I have always likened the two because just like politics, football has massive audiences and just like politics, football – if used for the wrong purpose – too holds great power to generate extreme tribalism, racism, regionalism and all sorts of evils not desired in modern-day societies.
Let me also add that just as in politics, in football there are also infighting and disagreement along the way, and just as with politicians football administrators also reach their sell-by dates quickly, whilst others have a longevity that is admired nationwide.
Here at home, football has over the years proven its prevailing ability to timelessly serve as a bringer of peace and joy, thanks mostly to our beloved Brave Warriors in their recent success. But sadly, local football has also been used as a lame excuse by some outworn administrators to bring unwanted infighting and disruption in order to feed their unquenchable thirst for riches, personal interests and relevance.
Namibian footballers plying their trade in the country’s topflight league, the Namibia Premier League (NPL), were forced to go for more than a year and a half without employment, a year and a half without adequately providing for their loved ones, a year and a half without income to put food on the table, a year and a half living life in despair – and this was all due to the dormancy of the league caused by nothing other than endless boardroom politics among football administrators.

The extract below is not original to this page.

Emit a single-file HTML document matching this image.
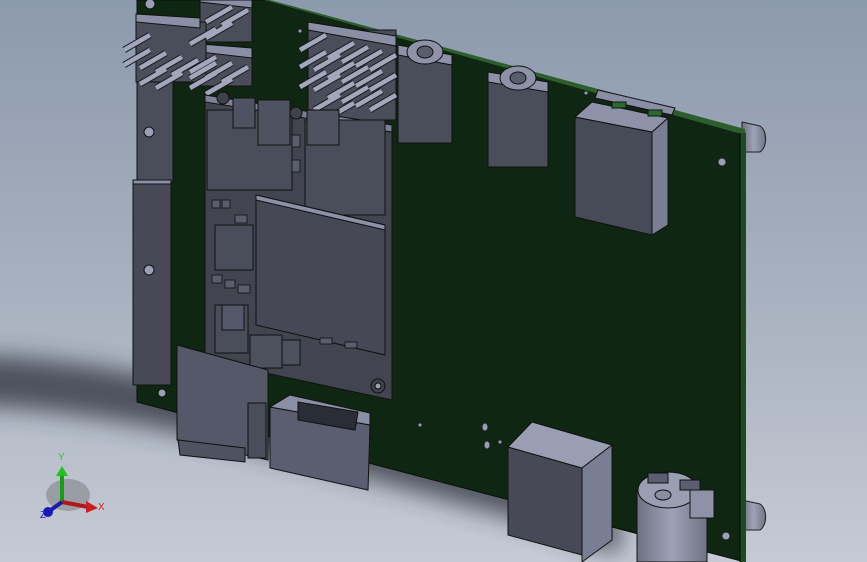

And mind you, the league’s existence was almost severely suffocated by administrators who failed to wake up and realise that they have reached their sell-by dates and are no longer relevant to the game.
Or perhaps to put it bluntly – these are administrators who have nothing left to offer to Namibian football but are rather seeking shortcuts to self-enrichment at the expense of players, who are the real custodians of the beautiful game anyway.
And while the NPL leadership, and thankfully the entire general public, have strongly shot down the letter recently written by four rebelling clubs (Tigers, Black Africa, Blue Waters, Orlando Pirates – although Pirates and Waters later distanced themselves from the letter) to the league’s headship to apparently postpone the start of all NPL activities at least for another six weeks, I would also like to hop onto the bandwagon and strongly condemn such intentions from the four aggrieved clubs.
After witnessing what we witnessed in the last year and a half, no Namibian in his right mind should again allow a situation that will ruin the lives of our poor footballers and bring Namibian football into disrepute. Not again!!!
If the letter does really contain any valid grievances, then those clubs should rather seek internal avenues to deal with whatever issues they want to raise and if there is an issue of shortage of players, I’m sure the league’s able leadership could seek ways and means to assist those clubs. But further halting football is not one of the options on the table. Sorry!!!
So while the few cynics and armchair critics are busy sweating under their collars out of frustration in their various boardrooms, our local footballers and the entire nation will this weekend be out to witness the much-awaited return of premiership football. As the street lingo goes: “While you are busy catching feelings, we are busy catching flights.”
On that note, I say let’s all go out en masse and rally behind our various teams, wherever you may find yourselves this weekend. After a year and a half without football, our players will need that kind of support and not only the footballers, but the league’s two kind sponsors, MTC and FNB, as well deserve it.